After they left for the day, I sat down and completed the assignment for myself.  What I came up with made me smile.

Beauty Lives-

Thinking of sweet flashbacks.
The want here-
           Different.
Giving a worth to all passion.
           Tame art inside people
               Inspired spirit lessons.
Go.
It Matters.

It was a fun little assignment for the class, but for me, it was a reminder that things are going to be okay.  They always are.

Friday, February 25, 2011

Soul Shine

They say that llamas can read a person's soul simply by looking them in the eye.  LLamas are thought to be so perceptive that they can tell whether you are pure at heart or not and they are the type to judge. 

I was fortunate enought to grow up with two llamas in the backyard.  They were kind hearted and somewhat fecicious animals.  It may seem strange that the chosen Thompson family pets happened to be soul searching spiritual animals, but as my dad will tell you, it made us we were. The prescense of these phenomenal animals defined us as a family. 

This is poignant today because lately I have been spending a lot of time with the last of the Llamas from my childhood.  He is sick and dying and for the first time in years, he allows us to sit beside him and rub his neck and talk to him.  For years Ira has been to afraid of humans and has not let any of us come near him.  He has however, allowed us to stand near him while he came up to us.  He would always look a person in the eye and if you seemed good, in some way or another, he would come closer and give you a llama kiss on the cheek.

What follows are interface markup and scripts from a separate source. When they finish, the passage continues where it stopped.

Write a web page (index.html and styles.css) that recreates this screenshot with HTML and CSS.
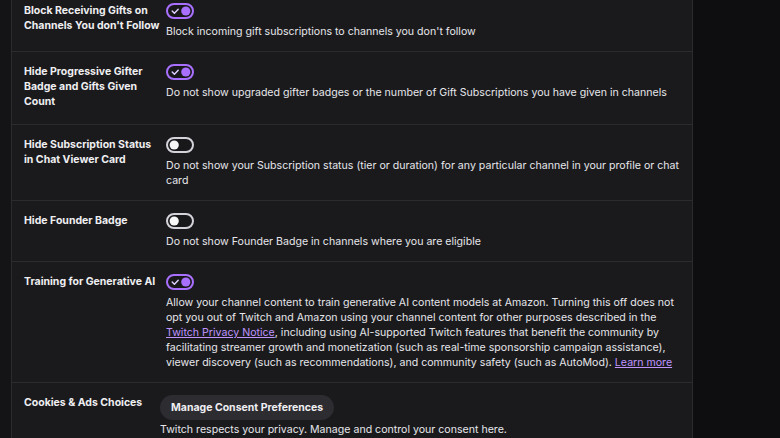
FILE: index.html
```html
<!DOCTYPE html>
<html lang="en">
<head>
<meta charset="utf-8">
<title>Privacy settings</title>
<link rel="stylesheet" href="styles.css">
</head>
<body>
<div class="page">
  <div class="card">
    <div class="row">
      <div class="title">Block Receiving Gifts on Channels You don't Follow</div>
      <div class="control">
        <svg class="toggle" width="28" height="16" viewBox="0 0 28 16"><rect x="1" y="1" width="26" height="14" rx="7" fill="#18181b" stroke="#a970ff" stroke-width="2"/><path d="M6.2 8.1 8.4 10.2 12.2 6.2" fill="none" stroke="#e2d2ff" stroke-width="1.4" stroke-linecap="round" stroke-linejoin="round"/><circle cx="19.8" cy="8" r="4.6" fill="#a970ff"/></svg>
        <p class="desc">Block incoming gift subscriptions to channels you don't follow</p>
      </div>
    </div>
    <div class="row">
      <div class="title">Hide Progressive Gifter Badge and Gifts Given Count</div>
      <div class="control">
        <svg class="toggle" width="28" height="16" viewBox="0 0 28 16"><rect x="1" y="1" width="26" height="14" rx="7" fill="#18181b" stroke="#a970ff" stroke-width="2"/><path d="M6.2 8.1 8.4 10.2 12.2 6.2" fill="none" stroke="#e2d2ff" stroke-width="1.4" stroke-linecap="round" stroke-linejoin="round"/><circle cx="19.8" cy="8" r="4.6" fill="#a970ff"/></svg>
        <p class="desc">Do not show upgraded gifter badges or the number of Gift Subscriptions you have given in channels</p>
      </div>
    </div>
    <div class="row">
      <div class="title">Hide Subscription Status in Chat Viewer Card</div>
      <div class="control">
        <svg class="toggle" width="28" height="16" viewBox="0 0 28 16"><rect x="1" y="1" width="26" height="14" rx="7" fill="#18181b" stroke="#d3d3d9" stroke-width="2"/><circle cx="8.2" cy="8" r="4.6" fill="#f7f7f8"/></svg>
        <p class="desc">Do not show your Subscription status (tier or duration) for any particular channel in your profile or chat card</p>
      </div>
    </div>
    <div class="row">
      <div class="title">Hide Founder Badge</div>
      <div class="control">
        <svg class="toggle" width="28" height="16" viewBox="0 0 28 16"><rect x="1" y="1" width="26" height="14" rx="7" fill="#18181b" stroke="#d3d3d9" stroke-width="2"/><circle cx="8.2" cy="8" r="4.6" fill="#f7f7f8"/></svg>
        <p class="desc">Do not show Founder Badge in channels where you are eligible</p>
      </div>
    </div>
    <div class="row">
      <div class="title">Training for Generative AI</div>
      <div class="control">
        <svg class="toggle" width="28" height="16" viewBox="0 0 28 16"><rect x="1" y="1" width="26" height="14" rx="7" fill="#18181b" stroke="#a970ff" stroke-width="2"/><path d="M6.2 8.1 8.4 10.2 12.2 6.2" fill="none" stroke="#e2d2ff" stroke-width="1.4" stroke-linecap="round" stroke-linejoin="round"/><circle cx="19.8" cy="8" r="4.6" fill="#a970ff"/></svg>
        <p class="desc">Allow your channel content to train generative AI content models at Amazon. Turning this off does not opt you out of Twitch and Amazon using your channel content for other purposes described in the <a href="#">Twitch Privacy Notice</a>, including using AI-supported Twitch features that benefit the community by facilitating streamer growth and monetization (such as real-time sponsorship campaign assistance), viewer discovery (such as recommendations), and community safety (such as AutoMod). <a href="#">Learn more</a></p>
      </div>
    </div>
    <div class="row">
      <div class="title">Cookies &amp; Ads Choices</div>
      <div class="control plain">
        <button class="btn" type="button">Manage Consent Preferences</button>
        <p class="desc">Twitch respects your privacy. Manage and control your consent here.</p>
      </div>
    </div>
  </div>
</div>
</body>
</html>
```
FILE: styles.css
```css
* { box-sizing: border-box; }
html, body {
  margin: 0;
  height: 100%;
  overflow: hidden;
}
body {
  background: #0e0e10;
  font-family: "Inter", "Noto Sans", sans-serif;
  font-size: 10.6px;
  color: #efeff1;
}
.page {
  display: flex;
  padding-left: 11px;
  background: linear-gradient(to right, #141416 11px, #0e0e10 11px);
  min-height: 100%;
}
.card {
  width: 682px;
  margin-top: -10px;
  background: #1a1a1d;
  border: 1px solid #2b2b2f;
  border-top-color: transparent;
}
.row {
  display: grid;
  grid-template-columns: 136px 1fr;
  padding: 12px 8px 12px 12px;
  border-top: 1px solid #2b2b2f;
}
.row:first-child { border-top: none; }
.title {
  font-size: 10.5px;
  font-weight: 700;
  line-height: 15px;
  padding-bottom: 3px;
  color: #efeff1;
}
.control {
  display: flex;
  flex-direction: column;
  align-items: flex-start;
  gap: 5px;
  padding-left: 6px;
}
.control.plain {
  padding-left: 0;
  gap: 2px;
}
.toggle { display: block; }
.desc {
  margin: 0;
  line-height: 15px;
  color: #e6e6ea;
}
.desc a {
  color: #bf94ff;
  text-decoration: underline;
}
.btn {
  height: 25px;
  padding: 0 11px;
  border: none;
  border-radius: 13px;
  background: #2c2c31;
  color: #efeff1;
  font-family: inherit;
  font-size: 10.5px;
  font-weight: 700;
}
```
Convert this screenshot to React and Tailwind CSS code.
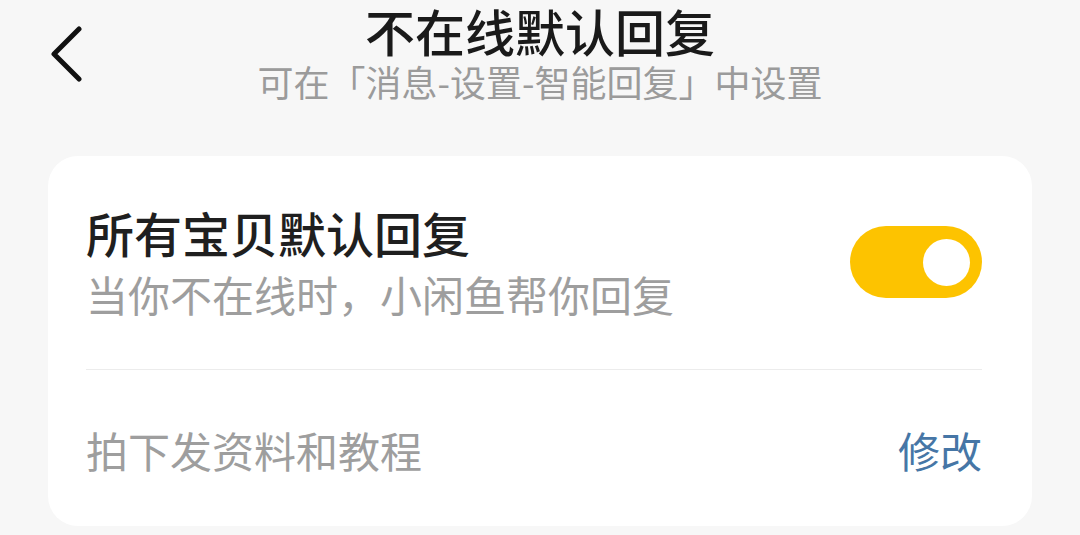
import React, { useState } from 'react';

// ===========================================
// Toggle
// ===========================================
function Toggle({ on, onChange }) {
  return (
    <button
      type="button"
      onClick={() => onChange(!on)}
      className={`flex h-[72px] w-[132px] shrink-0 items-center rounded-full px-[12px] ${
        on ? 'justify-end bg-[#fdc300]' : 'justify-start bg-[#e5e5e5]'
      }`}
    >
      <span className="block h-[47px] w-[47px] rounded-full bg-white" />
    </button>
  );
}

// ===========================================
// App
// ===========================================
export default function App() {
  const [enabled, setEnabled] = useState(true);

  return (
    <div
      className="min-h-[535px] w-full bg-[#f7f7f7] pt-[1px]"
      style={{ fontFamily: '"Noto Sans CJK SC", "Noto Sans", sans-serif' }}
    >
      {/* Header */}
      <div className="grid grid-cols-[1fr_auto_1fr]">
        <div className="pl-[50px] pt-[25px]">
          <svg width="34" height="56" viewBox="0 0 34 56" fill="none">
            <path
              d="M29 3 L4 28 L29 53"
              stroke="#111"
              strokeWidth="5"
              strokeLinecap="round"
              strokeLinejoin="round"
            />
          </svg>
        </div>
        <div className="flex flex-col items-center">
          <h1 className="text-[50px] leading-[58px] font-medium text-[#1a1a1a]">不在线默认回复</h1>
          <p className="text-[36px] leading-[44px] text-[#9b9b9b]">
            可在「消息-设置-智能回复」中设置
          </p>
        </div>
        <div />
      </div>

      {/* Card */}
      <div className="mx-[48px] mt-[53px] rounded-[30px] bg-white pl-[38px] pr-[50px]">
        <div className="flex items-center justify-between pt-[50px] pb-[51px]">
          <div>
            <div className="text-[48px] leading-[52px] font-medium text-[#1f1f1f]">所有宝贝默认回复</div>
            <div className="mt-[12px] text-[42px] leading-[48px] text-[#9e9e9e]">
              当你不在线时，小闲鱼帮你回复
            </div>
          </div>
          <Toggle on={enabled} onChange={setEnabled} />
        </div>

        <div className="h-px bg-[#ececec]" />

        <div className="flex items-center justify-between pt-[56px] pb-[52px]">
          <span className="text-[42px] leading-[48px] text-[#9e9e9e]">拍下发资料和教程</span>
          <span className="text-[42px] leading-[48px] text-[#4676a6]">修改</span>
        </div>
      </div>
    </div>
  );
}
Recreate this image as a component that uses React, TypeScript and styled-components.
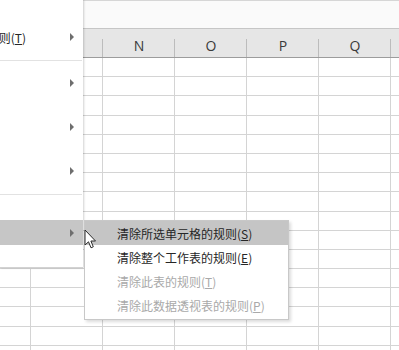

I named this blog soul shine, because for the majority of my life, I have thought of these amazing creatures in our backyard as the ultimate judges of character.  My siblings and I, we have pure souls.  We were fortunate enough to grow up with such spiritual pets.  And this summer when I heard the Allman Brothers song "Soul Shine" I thought of these animals that have so brilliantly touched my life.  " You gotta have Soul shine.  It's better than sunshine, better than moonshine and damn sure better than rain."